::: Dataset section :::
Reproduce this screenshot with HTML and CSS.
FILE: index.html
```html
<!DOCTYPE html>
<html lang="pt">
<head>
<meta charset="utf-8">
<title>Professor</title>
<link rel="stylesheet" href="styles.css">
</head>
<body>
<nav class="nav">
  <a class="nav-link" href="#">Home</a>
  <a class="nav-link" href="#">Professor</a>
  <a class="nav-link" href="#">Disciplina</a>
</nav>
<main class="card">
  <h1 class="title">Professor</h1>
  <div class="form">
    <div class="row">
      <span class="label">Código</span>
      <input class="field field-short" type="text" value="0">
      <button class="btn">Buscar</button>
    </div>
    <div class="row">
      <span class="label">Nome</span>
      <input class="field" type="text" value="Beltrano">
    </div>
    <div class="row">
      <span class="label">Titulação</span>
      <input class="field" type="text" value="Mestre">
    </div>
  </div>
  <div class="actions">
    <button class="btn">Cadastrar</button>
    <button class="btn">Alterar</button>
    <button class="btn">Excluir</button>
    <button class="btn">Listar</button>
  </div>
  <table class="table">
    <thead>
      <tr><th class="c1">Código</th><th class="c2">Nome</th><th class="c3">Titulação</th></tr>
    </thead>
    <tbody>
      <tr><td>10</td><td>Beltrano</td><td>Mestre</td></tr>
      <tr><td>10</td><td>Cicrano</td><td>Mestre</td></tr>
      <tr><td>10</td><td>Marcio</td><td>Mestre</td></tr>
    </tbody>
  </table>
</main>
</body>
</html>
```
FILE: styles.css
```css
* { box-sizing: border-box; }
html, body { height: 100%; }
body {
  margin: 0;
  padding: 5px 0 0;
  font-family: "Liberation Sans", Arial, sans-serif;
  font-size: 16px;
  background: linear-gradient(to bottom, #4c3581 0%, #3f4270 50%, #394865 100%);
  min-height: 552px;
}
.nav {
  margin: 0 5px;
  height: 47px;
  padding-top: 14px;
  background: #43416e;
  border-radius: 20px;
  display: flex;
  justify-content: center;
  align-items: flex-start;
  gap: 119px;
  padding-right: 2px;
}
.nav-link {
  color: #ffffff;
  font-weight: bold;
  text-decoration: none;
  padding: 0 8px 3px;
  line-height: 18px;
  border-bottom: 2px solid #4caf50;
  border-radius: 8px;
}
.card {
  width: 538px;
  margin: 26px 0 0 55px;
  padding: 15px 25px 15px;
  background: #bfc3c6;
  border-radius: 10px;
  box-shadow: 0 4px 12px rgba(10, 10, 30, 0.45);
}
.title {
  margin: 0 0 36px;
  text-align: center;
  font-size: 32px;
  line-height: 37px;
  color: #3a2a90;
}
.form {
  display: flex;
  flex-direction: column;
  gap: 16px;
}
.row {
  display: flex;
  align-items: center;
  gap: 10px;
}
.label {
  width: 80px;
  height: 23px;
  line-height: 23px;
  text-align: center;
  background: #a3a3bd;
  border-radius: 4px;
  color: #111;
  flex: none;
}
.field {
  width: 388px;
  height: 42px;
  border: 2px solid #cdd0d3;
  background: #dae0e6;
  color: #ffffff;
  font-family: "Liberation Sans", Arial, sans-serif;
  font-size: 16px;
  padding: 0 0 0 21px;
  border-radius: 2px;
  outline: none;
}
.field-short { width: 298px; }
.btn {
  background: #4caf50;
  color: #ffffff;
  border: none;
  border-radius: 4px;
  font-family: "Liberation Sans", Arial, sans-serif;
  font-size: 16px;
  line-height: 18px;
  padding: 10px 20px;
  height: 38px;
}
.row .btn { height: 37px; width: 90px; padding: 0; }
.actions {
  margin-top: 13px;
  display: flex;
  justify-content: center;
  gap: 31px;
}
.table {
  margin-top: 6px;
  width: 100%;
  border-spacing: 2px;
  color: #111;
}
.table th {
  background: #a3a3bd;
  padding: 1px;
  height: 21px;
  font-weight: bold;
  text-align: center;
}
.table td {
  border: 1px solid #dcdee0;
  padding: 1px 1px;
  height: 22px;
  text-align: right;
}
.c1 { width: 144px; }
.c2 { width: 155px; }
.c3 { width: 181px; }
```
:::
Retype the material in full. Each word must match.

Reproduce this screenshot with HTML and CSS.
FILE: index.html
```html
<!DOCTYPE html>
<html lang="pt">
<head>
<meta charset="utf-8">
<title>Professor</title>
<link rel="stylesheet" href="styles.css">
</head>
<body>
<nav class="nav">
  <a class="nav-link" href="#">Home</a>
  <a class="nav-link" href="#">Professor</a>
  <a class="nav-link" href="#">Disciplina</a>
</nav>
<main class="card">
  <h1 class="title">Professor</h1>
  <div class="form">
    <div class="row">
      <span class="label">Código</span>
      <input class="field field-short" type="text" value="0">
      <button class="btn">Buscar</button>
    </div>
    <div class="row">
      <span class="label">Nome</span>
      <input class="field" type="text" value="Beltrano">
    </div>
    <div class="row">
      <span class="label">Titulação</span>
      <input class="field" type="text" value="Mestre">
    </div>
  </div>
  <div class="actions">
    <button class="btn">Cadastrar</button>
    <button class="btn">Alterar</button>
    <button class="btn">Excluir</button>
    <button class="btn">Listar</button>
  </div>
  <table class="table">
    <thead>
      <tr><th class="c1">Código</th><th class="c2">Nome</th><th class="c3">Titulação</th></tr>
    </thead>
    <tbody>
      <tr><td>10</td><td>Beltrano</td><td>Mestre</td></tr>
      <tr><td>10</td><td>Cicrano</td><td>Mestre</td></tr>
      <tr><td>10</td><td>Marcio</td><td>Mestre</td></tr>
    </tbody>
  </table>
</main>
</body>
</html>
```
FILE: styles.css
```css
* { box-sizing: border-box; }
html, body { height: 100%; }
body {
  margin: 0;
  padding: 5px 0 0;
  font-family: "Liberation Sans", Arial, sans-serif;
  font-size: 16px;
  background: linear-gradient(to bottom, #4c3581 0%, #3f4270 50%, #394865 100%);
  min-height: 552px;
}
.nav {
  margin: 0 5px;
  height: 47px;
  padding-top: 14px;
  background: #43416e;
  border-radius: 20px;
  display: flex;
  justify-content: center;
  align-items: flex-start;
  gap: 119px;
  padding-right: 2px;
}
.nav-link {
  color: #ffffff;
  font-weight: bold;
  text-decoration: none;
  padding: 0 8px 3px;
  line-height: 18px;
  border-bottom: 2px solid #4caf50;
  border-radius: 8px;
}
.card {
  width: 538px;
  margin: 26px 0 0 55px;
  padding: 15px 25px 15px;
  background: #bfc3c6;
  border-radius: 10px;
  box-shadow: 0 4px 12px rgba(10, 10, 30, 0.45);
}
.title {
  margin: 0 0 36px;
  text-align: center;
  font-size: 32px;
  line-height: 37px;
  color: #3a2a90;
}
.form {
  display: flex;
  flex-direction: column;
  gap: 16px;
}
.row {
  display: flex;
  align-items: center;
  gap: 10px;
}
.label {
  width: 80px;
  height: 23px;
  line-height: 23px;
  text-align: center;
  background: #a3a3bd;
  border-radius: 4px;
  color: #111;
  flex: none;
}
.field {
  width: 388px;
  height: 42px;
  border: 2px solid #cdd0d3;
  background: #dae0e6;
  color: #ffffff;
  font-family: "Liberation Sans", Arial, sans-serif;
  font-size: 16px;
  padding: 0 0 0 21px;
  border-radius: 2px;
  outline: none;
}
.field-short { width: 298px; }
.btn {
  background: #4caf50;
  color: #ffffff;
  border: none;
  border-radius: 4px;
  font-family: "Liberation Sans", Arial, sans-serif;
  font-size: 16px;
  line-height: 18px;
  padding: 10px 20px;
  height: 38px;
}
.row .btn { height: 37px; width: 90px; padding: 0; }
.actions {
  margin-top: 13px;
  display: flex;
  justify-content: center;
  gap: 31px;
}
.table {
  margin-top: 6px;
  width: 100%;
  border-spacing: 2px;
  color: #111;
}
.table th {
  background: #a3a3bd;
  padding: 1px;
  height: 21px;
  font-weight: bold;
  text-align: center;
}
.table td {
  border: 1px solid #dcdee0;
  padding: 1px 1px;
  height: 22px;
  text-align: right;
}
.c1 { width: 144px; }
.c2 { width: 155px; }
.c3 { width: 181px; }
```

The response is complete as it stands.